* _Source records_
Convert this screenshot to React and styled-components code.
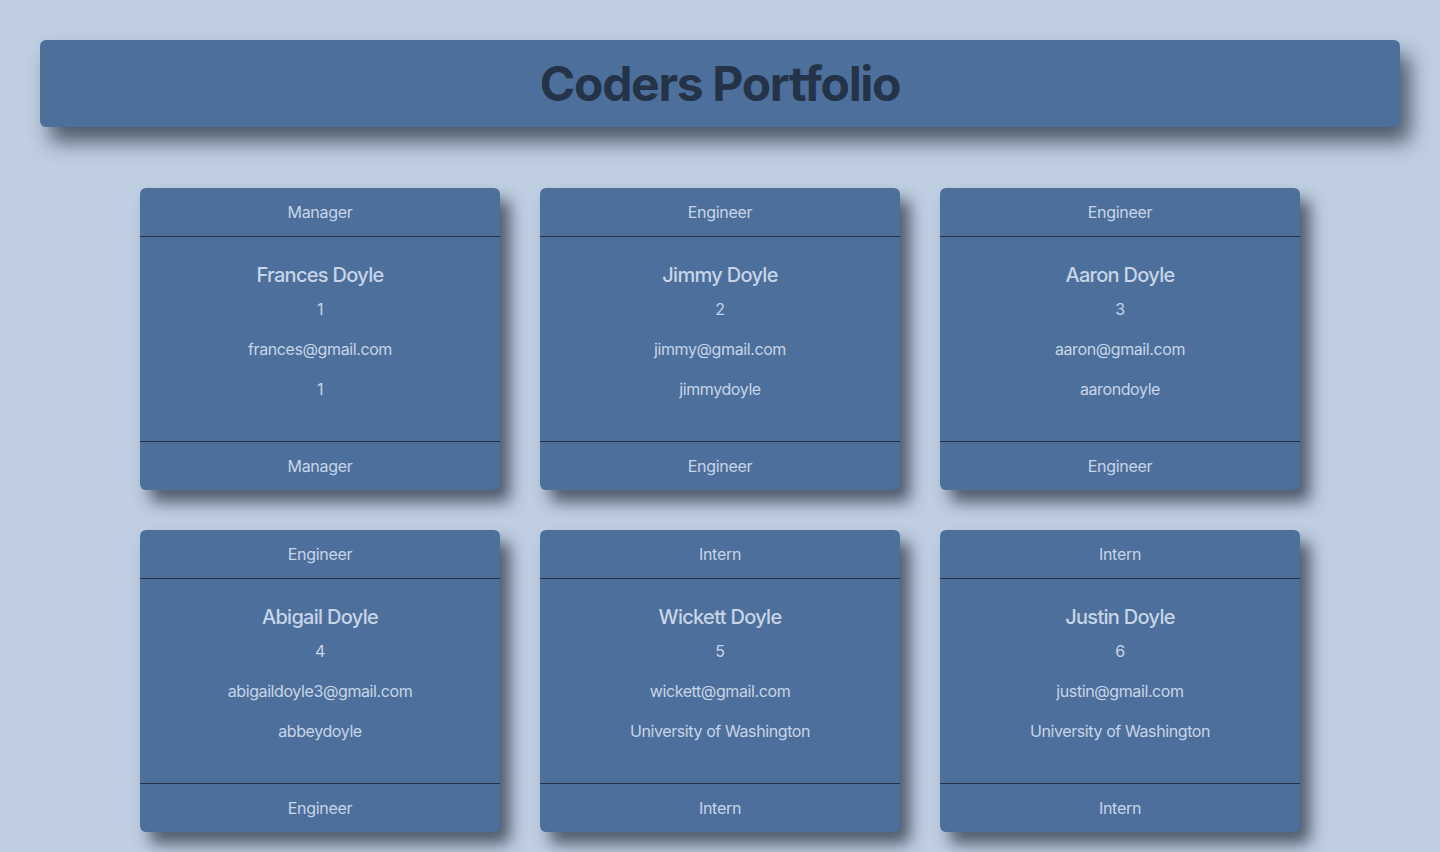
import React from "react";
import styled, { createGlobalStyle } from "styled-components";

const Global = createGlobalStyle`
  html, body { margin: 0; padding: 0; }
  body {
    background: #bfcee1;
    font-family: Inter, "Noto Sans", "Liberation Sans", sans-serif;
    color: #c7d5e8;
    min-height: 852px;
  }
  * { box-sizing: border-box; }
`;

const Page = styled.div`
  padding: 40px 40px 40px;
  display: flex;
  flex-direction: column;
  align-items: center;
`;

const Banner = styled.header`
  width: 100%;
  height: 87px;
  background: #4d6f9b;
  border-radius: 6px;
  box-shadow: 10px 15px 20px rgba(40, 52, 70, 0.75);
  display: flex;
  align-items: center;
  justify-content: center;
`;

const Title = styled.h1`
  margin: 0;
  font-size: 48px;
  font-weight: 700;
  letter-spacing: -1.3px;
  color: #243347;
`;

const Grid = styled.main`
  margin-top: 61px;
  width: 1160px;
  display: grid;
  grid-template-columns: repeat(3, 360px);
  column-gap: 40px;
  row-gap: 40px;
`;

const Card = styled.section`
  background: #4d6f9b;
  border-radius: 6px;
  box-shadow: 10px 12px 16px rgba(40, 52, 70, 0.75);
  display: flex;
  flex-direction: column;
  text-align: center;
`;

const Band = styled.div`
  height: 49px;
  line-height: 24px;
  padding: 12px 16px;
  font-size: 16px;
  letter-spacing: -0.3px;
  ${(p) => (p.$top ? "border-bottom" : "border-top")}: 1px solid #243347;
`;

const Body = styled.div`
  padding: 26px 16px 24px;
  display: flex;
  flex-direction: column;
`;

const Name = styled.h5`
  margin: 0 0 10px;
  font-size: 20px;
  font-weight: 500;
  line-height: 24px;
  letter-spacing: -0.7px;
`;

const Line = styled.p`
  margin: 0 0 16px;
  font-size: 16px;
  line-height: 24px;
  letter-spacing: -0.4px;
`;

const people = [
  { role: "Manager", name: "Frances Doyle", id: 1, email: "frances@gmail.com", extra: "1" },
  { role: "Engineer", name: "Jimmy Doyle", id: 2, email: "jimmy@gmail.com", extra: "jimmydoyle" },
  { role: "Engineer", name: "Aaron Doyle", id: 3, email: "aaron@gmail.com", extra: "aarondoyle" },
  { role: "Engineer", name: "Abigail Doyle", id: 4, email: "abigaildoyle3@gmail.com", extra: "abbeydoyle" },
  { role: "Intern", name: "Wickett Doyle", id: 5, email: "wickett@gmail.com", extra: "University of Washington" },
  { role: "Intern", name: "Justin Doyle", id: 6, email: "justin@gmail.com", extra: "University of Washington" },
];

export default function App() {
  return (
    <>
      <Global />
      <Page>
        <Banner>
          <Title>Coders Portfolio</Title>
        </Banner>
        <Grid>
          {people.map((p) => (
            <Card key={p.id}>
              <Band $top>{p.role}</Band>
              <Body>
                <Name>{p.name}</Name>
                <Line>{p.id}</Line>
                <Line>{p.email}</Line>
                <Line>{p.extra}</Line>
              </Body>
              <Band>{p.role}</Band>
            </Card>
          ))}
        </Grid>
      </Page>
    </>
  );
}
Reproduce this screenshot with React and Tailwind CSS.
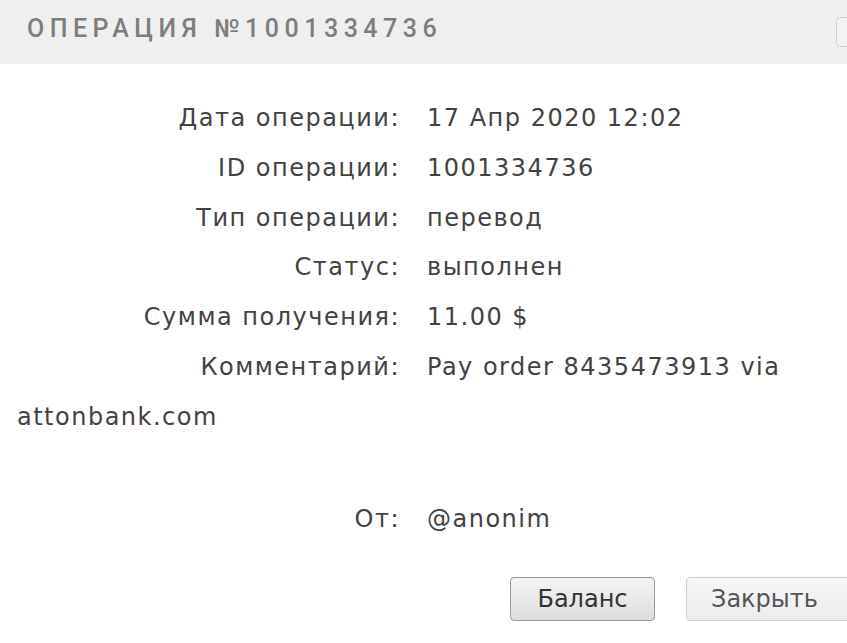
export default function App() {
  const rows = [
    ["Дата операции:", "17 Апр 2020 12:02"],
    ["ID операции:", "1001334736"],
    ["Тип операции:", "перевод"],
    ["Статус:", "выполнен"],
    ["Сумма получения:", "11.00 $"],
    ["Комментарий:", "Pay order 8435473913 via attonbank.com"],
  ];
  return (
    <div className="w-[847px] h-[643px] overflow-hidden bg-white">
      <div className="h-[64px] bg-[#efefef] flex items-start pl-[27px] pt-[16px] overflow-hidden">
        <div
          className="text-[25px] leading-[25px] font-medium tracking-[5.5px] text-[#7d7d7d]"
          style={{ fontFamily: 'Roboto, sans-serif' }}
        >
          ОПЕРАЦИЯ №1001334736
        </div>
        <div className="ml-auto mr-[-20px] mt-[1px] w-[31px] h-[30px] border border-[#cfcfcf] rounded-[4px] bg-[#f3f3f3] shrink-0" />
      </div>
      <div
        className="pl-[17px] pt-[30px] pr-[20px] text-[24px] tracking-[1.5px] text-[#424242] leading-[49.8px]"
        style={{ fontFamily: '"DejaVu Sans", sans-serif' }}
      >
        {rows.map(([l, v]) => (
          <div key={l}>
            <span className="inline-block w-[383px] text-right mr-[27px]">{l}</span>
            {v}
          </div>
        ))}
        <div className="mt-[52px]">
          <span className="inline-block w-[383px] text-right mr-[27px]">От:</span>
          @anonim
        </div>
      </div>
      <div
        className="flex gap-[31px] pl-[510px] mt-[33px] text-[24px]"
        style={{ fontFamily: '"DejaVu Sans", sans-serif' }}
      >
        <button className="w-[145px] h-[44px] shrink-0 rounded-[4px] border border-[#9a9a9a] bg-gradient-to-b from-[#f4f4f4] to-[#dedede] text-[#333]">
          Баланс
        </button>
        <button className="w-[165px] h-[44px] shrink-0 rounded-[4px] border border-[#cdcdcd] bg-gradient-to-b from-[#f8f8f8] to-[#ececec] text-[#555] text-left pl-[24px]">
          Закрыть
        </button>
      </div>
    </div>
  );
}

* _Written problem_
Wherever "this" shows up in a line, copy that line.

* _Result below_
Convert this screenshot to React and styled-components code.
Reproduce this screenshot with React and Tailwind CSS.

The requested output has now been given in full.